Last week I was out and about on company business again. One of the many delights of the job that I do is that you quite often get wheeled around peoples warehouses as they proudly tell you all about their 6 Sigma this or Continuous Improvement that. My job in this particular scenario is to look interested and UNDER NO CIRCUMSTANCES look them square in the eye and tell them that I just don't care.
This particular visit was showing all the signs of being just such an occasion. I stood and dutifully listened to their spiel about Kanban and Ishikawa and kept my thoughts to myself. I even managed to keep my face straight whilst they told me about their unassailable dominance in the narrowboat toilet market (which was, to be frank, an effort of monumental proportions).
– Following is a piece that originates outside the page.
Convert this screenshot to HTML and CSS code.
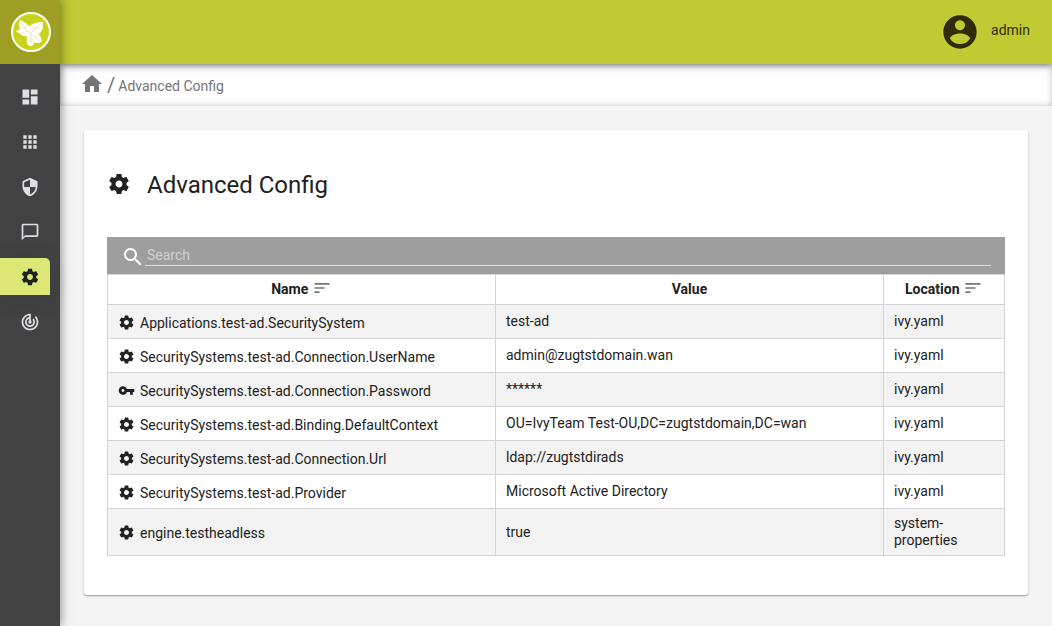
FILE: index.html
```html
<!DOCTYPE html>
<html lang="en">
<head>
<meta charset="utf-8">
<meta name="viewport" content="width=device-width, initial-scale=1">
<title>Advanced Config</title>
<link rel="stylesheet" href="styles.css">
</head>
<body>
<svg class="sprite" aria-hidden="true">
  <symbol id="gear" viewBox="0 0 24 24"><path d="M19.43 12.98c.04-.32.07-.64.07-.98s-.03-.66-.07-.98l2.11-1.65c.19-.15.24-.42.12-.64l-2-3.46c-.12-.22-.39-.3-.61-.22l-2.49 1c-.52-.4-1.08-.73-1.69-.98l-.38-2.65C14.46 2.18 14.25 2 14 2h-4c-.25 0-.46.18-.49.42l-.38 2.65c-.61.25-1.17.59-1.69.98l-2.49-1c-.23-.09-.49 0-.61.22l-2 3.46c-.13.22-.07.49.12.64l2.11 1.65c-.04.32-.07.65-.07.98s.03.66.07.98l-2.11 1.65c-.19.15-.24.42-.12.64l2 3.46c.12.22.39.3.61.22l2.49-1c.52.4 1.08.73 1.69.98l.38 2.65c.03.24.24.42.49.42h4c.25 0 .46-.18.49-.42l.38-2.65c.61-.25 1.17-.59 1.69-.98l2.49 1c.23.09.49 0 .61-.22l2-3.46c.12-.22.07-.49-.12-.64l-2.11-1.65zM12 15.5c-1.93 0-3.5-1.57-3.5-3.5s1.57-3.5 3.5-3.5 3.5 1.57 3.5 3.5-1.57 3.5-3.5 3.5z"/></symbol>
  <symbol id="key" viewBox="0 0 24 24"><path d="M12.65 10C11.83 7.67 9.61 6 7 6c-3.31 0-6 2.69-6 6s2.69 6 6 6c2.61 0 4.83-1.67 5.65-4H17v4h4v-4h2v-4H12.65zM7 14c-1.1 0-2-.9-2-2s.9-2 2-2 2 .9 2 2-.9 2-2 2z"/></symbol>
  <symbol id="sort" viewBox="0 0 24 24"><path d="M3 18h6v-2H3v2zM3 6v2h18V6H3zm0 7h12v-2H3v2z"/></symbol>
</svg>
<div class="app">
  <aside class="sidebar">
    <a class="logo" href="#" aria-label="Home">
      <svg viewBox="0 0 40 40" width="40" height="40">
        <circle cx="20" cy="20" r="19" fill="#c8d41c" stroke="#fff" stroke-width="2"/>
        <g fill="#fff">
          <path d="M20 22C17 26 9 24 9 21c-2 0-4-1-4-2 2-1 4-1 4-3-2-2-1-5 0-8 3 1 6 3 8 5 2 1 3 4 3 9z"/>
          <path d="M18 23c-1-5-1-8 2-10 3-2 7-3 12-3-1 3 1 5-1 8-2 5-7 6-13 5z"/>
          <path d="M19 21c5-2 8 0 9 2 2 1 2 3 3 6-2 2-4 2-6 2-3-1-6-5-6-10z"/>
          <path d="M20 22c-4 0-5 2-4 5-1 2 0 4 1 6 1 1 3 1 4 1 2-1 2-3 2-5 1-3 0-5-3-7z"/>
        </g>
        <path d="M19 22L10 10M15 16v-4M15 16h-5M17 19l-6 2M19 22l11-11M23 18v-4M25 16h4M20 22l9 7M24 25h3M20 22v9M20 27l-2 2M20 26l2 2" fill="none" stroke="#d8e07a" stroke-width=".6"/>
      </svg>
    </a>
    <nav class="menu" aria-label="Main">
      <a href="#" aria-label="Dashboard"><svg viewBox="0 0 24 24"><path d="M3 13h8V3H3v10zm0 8h8v-6H3v6zm10 0h8V11h-8v10zm0-18v6h8V3h-8z"/></svg></a>
      <a href="#" aria-label="Applications"><svg viewBox="0 0 24 24"><path d="M4 8h4V4H4v4zm6 12h4v-4h-4v4zm-6 0h4v-4H4v4zm0-6h4v-4H4v4zm6 0h4v-4h-4v4zm6-10v4h4V4h-4zm-6 4h4V4h-4v4zm6 6h4v-4h-4v4zm0 6h4v-4h-4v4z"/></svg></a>
      <a href="#" aria-label="Security"><svg viewBox="0 0 24 24"><path d="M12 1L3 5v6c0 5.55 3.84 10.74 9 12 5.16-1.26 9-6.45 9-12V5l-9-4zm0 10.99h7c-.53 4.12-3.28 7.79-7 8.94V12H5V6.3l7-3.11v8.8z"/></svg></a>
      <a href="#" aria-label="Messages"><svg viewBox="0 0 24 24"><path d="M20 2H4c-1.100 0-2 .9-2 2v18l4-4h14c1.100 0 2-.9 2-2V4c0-1.100-.9-2-2-2zm0 14H6l-2 2V4h16v12z"/></svg></a>
      <a class="active" href="#" aria-label="Configuration"><svg><use href="#gear"/></svg></a>
      <a href="#" aria-label="Monitoring"><svg viewBox="0 0 24 24"><path d="M19.070 4.930l-1.410 1.410C19.100 7.790 20 9.790 20 12c0 4.420-3.580 8-8 8s-8-3.580-8-8c0-4.080 3.050-7.440 7-7.930v2.020C8.160 6.570 6 9.030 6 12c0 3.310 2.690 6 6 6s6-2.690 6-6c0-1.660-.67-3.160-1.760-4.240l-1.410 1.410C15.550 9.900 16 10.900 16 12c0 2.210-1.790 4-4 4s-4-1.790-4-4c0-1.860 1.280-3.410 3-3.860v2.140c-.6.350-1 .980-1 1.720 0 1.100.9 2 2 2s2-.9 2-2c0-.74-.4-1.380-1-1.720V2h-1C6.480 2 2 6.480 2 12s4.480 10 10 10 10-4.480 10-10c0-2.760-1.120-5.260-2.930-7.070z"/></svg></a>
    </nav>
  </aside>
  <div class="main">
    <header class="topbar">
      <a class="user" href="#">
        <svg viewBox="0 0 24 24"><path d="M12 2C6.480 2 2 6.480 2 12s4.480 10 10 10 10-4.480 10-10S17.520 2 12 2zm0 3c1.660 0 3 1.340 3 3s-1.340 3-3 3-3-1.340-3-3 1.340-3 3-3zm0 14.200c-2.500 0-4.710-1.280-6-3.220.03-1.990 4-3.080 6-3.080 1.990 0 5.970 1.090 6 3.080-1.290 1.940-3.500 3.220-6 3.220z"/></svg>
        <span>admin</span>
      </a>
    </header>
    <nav class="breadcrumb" aria-label="Breadcrumb">
      <a class="home" href="#" aria-label="Home"><svg viewBox="0 0 24 24"><path d="M10 20v-6h4v6h5v-8h3L12 3 2 12h3v8z"/></svg></a>
      <span class="slash">/</span>
      <a class="current" href="#">Advanced Config</a>
    </nav>
    <main class="content">
      <section class="card">
        <h1><svg><use href="#gear"/></svg>Advanced Config</h1>
        <div class="search">
          <label for="search" aria-label="Search"><svg viewBox="0 0 24 24"><path d="M15.500 14h-.79l-.28-.27C15.410 12.590 16 11.110 16 9.500 16 5.910 13.090 3 9.500 3S3 5.910 3 9.500 5.910 16 9.500 16c1.610 0 3.090-.59 4.230-1.570l.27.28v.79l5 4.990L20.490 19l-4.990-5zm-6 0C7.010 14 5 11.990 5 9.500S7.010 5 9.500 5 14 7.010 14 9.500 11.990 14 9.500 14z"/></svg></label>
          <input id="search" type="text" placeholder="Search">
        </div>
        <table>
          <colgroup><col><col><col class="location"></colgroup>
          <thead><tr>
            <th>Name <svg><use href="#sort"/></svg></th>
            <th>Value</th>
            <th>Location <svg><use href="#sort"/></svg></th>
          </tr></thead>
          <tbody>
            <tr><td><span class="name"><svg><use href="#gear"/></svg>Applications.test-ad.SecuritySystem</span></td><td>test-ad</td><td>ivy.yaml</td></tr>
            <tr><td><span class="name"><svg><use href="#gear"/></svg>SecuritySystems.test-ad.Connection.UserName</span></td><td>admin@zugtstdomain.wan</td><td>ivy.yaml</td></tr>
            <tr><td><span class="name"><svg><use href="#key"/></svg>SecuritySystems.test-ad.Connection.Password</span></td><td>******</td><td>ivy.yaml</td></tr>
            <tr><td><span class="name"><svg><use href="#gear"/></svg>SecuritySystems.test-ad.Binding.DefaultContext</span></td><td>OU=IvyTeam Test-OU,DC=zugtstdomain,DC=wan</td><td>ivy.yaml</td></tr>
            <tr><td><span class="name"><svg><use href="#gear"/></svg>SecuritySystems.test-ad.Connection.Url</span></td><td>ldap://zugtstdirads</td><td>ivy.yaml</td></tr>
            <tr><td><span class="name"><svg><use href="#gear"/></svg>SecuritySystems.test-ad.Provider</span></td><td>Microsoft Active Directory</td><td>ivy.yaml</td></tr>
            <tr><td><span class="name"><svg><use href="#gear"/></svg>engine.testheadless</span></td><td>true</td><td>system-properties</td></tr>
          </tbody>
        </table>
      </section>
    </main>
  </div>
</div>
</body>
</html>
```
FILE: styles.css
```css
* { box-sizing: border-box; }
body {
  margin: 0;
  font: 14px/17px Roboto, sans-serif;
  color: #212121;
  background: #f4f4f4;
}
a { color: inherit; text-decoration: none; }
svg { fill: currentColor; display: block; }
.sprite { display: none; }
.app { display: flex; min-height: 100vh; }

.sidebar {
  width: 60px;
  flex: none;
  background: #424242;
  box-shadow: 0 0 10px rgba(0, 0, 0, .5);
  z-index: 2;
}
.logo {
  height: 64px;
  padding-left: 11px;
  display: flex;
  align-items: center;
  background: #9e9d24;
}
.menu {
  padding: 14px 10px 0 0;
  display: flex;
  flex-direction: column;
  gap: 8px;
  color: #dee0e5;
}
.menu a {
  height: 37px;
  padding-left: 20px;
  display: flex;
  align-items: center;
}
.menu svg { width: 20px; height: 20px; }
.menu .active {
  background: #dce775;
  color: #212121;
  border-radius: 0 5px 0 0;
  box-shadow: 0 4px 16px rgba(50, 56, 62, .6);
}

.main { flex: 1; min-width: 0; display: flex; flex-direction: column; }
.topbar {
  height: 64px;
  padding: 0 22px;
  display: flex;
  align-items: center;
  justify-content: flex-end;
  background: #c0ca33;
  color: #302c0a;
  box-shadow: 0 1px 8px rgba(0, 0, 0, .5);
  z-index: 1;
}
.user { display: flex; align-items: center; gap: 11px; }
.user svg { width: 40px; height: 40px; }
.user span { padding-bottom: 3px; }

.breadcrumb {
  height: 42px;
  padding: 0 20px;
  display: flex;
  align-items: center;
  gap: 3px;
  background: #fff;
  color: #757575;
  box-shadow: inset 0 0 6px rgba(0, 0, 0, .25);
}
.breadcrumb svg { width: 24px; height: 24px; }
.home { padding-bottom: 2px; }
.current { padding-top: 2px; }
.slash { font-size: 20px; }

.content { padding: 24px; }
.card {
  padding: 40px 23px 39px;
  background: #fff;
  border-radius: 3px;
  box-shadow: 0 1px 3px rgba(0, 0, 0, .2), 0 1px 1px rgba(0, 0, 0, .2);
}
h1 {
  margin: 0 0 36px;
  display: flex;
  align-items: center;
  gap: 16px;
  font-size: 24px;
  line-height: 31px;
  font-weight: 400;
}
h1 svg { width: 24px; height: 24px; margin-bottom: 3px; }

.search {
  height: 37px;
  padding: 0 14px;
  display: flex;
  align-items: center;
  background: #9e9e9e;
  color: #fff;
}
.search label { padding-top: 2px; }
.search svg { width: 24px; height: 24px; }
.search input {
  flex: 1;
  height: 21px;
  padding: 0 2px;
  border: 0;
  border-bottom: 1px solid #dcdcdc;
  outline: 0;
  background: none;
  color: inherit;
  font: inherit;
}
.search input::placeholder { color: #d0d0d0; opacity: 1; }

table { width: 100%; table-layout: fixed; border-collapse: collapse; }
.location { width: 121px; }
th, td { border: 1px solid #d5d5d5; padding: 6px 10px; }
th svg {
  display: inline-block;
  width: 20px;
  height: 20px;
  margin: -4px 0 0;
  vertical-align: middle;
  color: #757575;
}
td { height: 34px; }
tbody tr:nth-child(odd) { background: #f3f3f3; }
.name { display: flex; align-items: center; gap: 5px; padding-top: 3px; }
.name svg { width: 17px; height: 17px; margin: -1px 0 1px; }
```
But then we rounded a corner and they showed me their engineering department. They had lathes and milling machines (both types, no less!) and surface grinders and EDM machines and a chap in overalls and safety glasses called Dave.
I wasn't allowed in due to their health and safety rules so I stood, just on the boring side of the yellow line painted on the floor, staring in like a fat kid at the door of the cakeshop. There were slip gauges and micrometers and engineering drawings and the evocative smell of cutting fluid. It was ace.
And I bet Dave was looking out at me and thinking "it's all right for you, pal - you'll swan about here for a bit and then get ferried off to a nice airconditioned meeting room and given free coffee".
The grass is always greener on the other fellow's grave, Dave.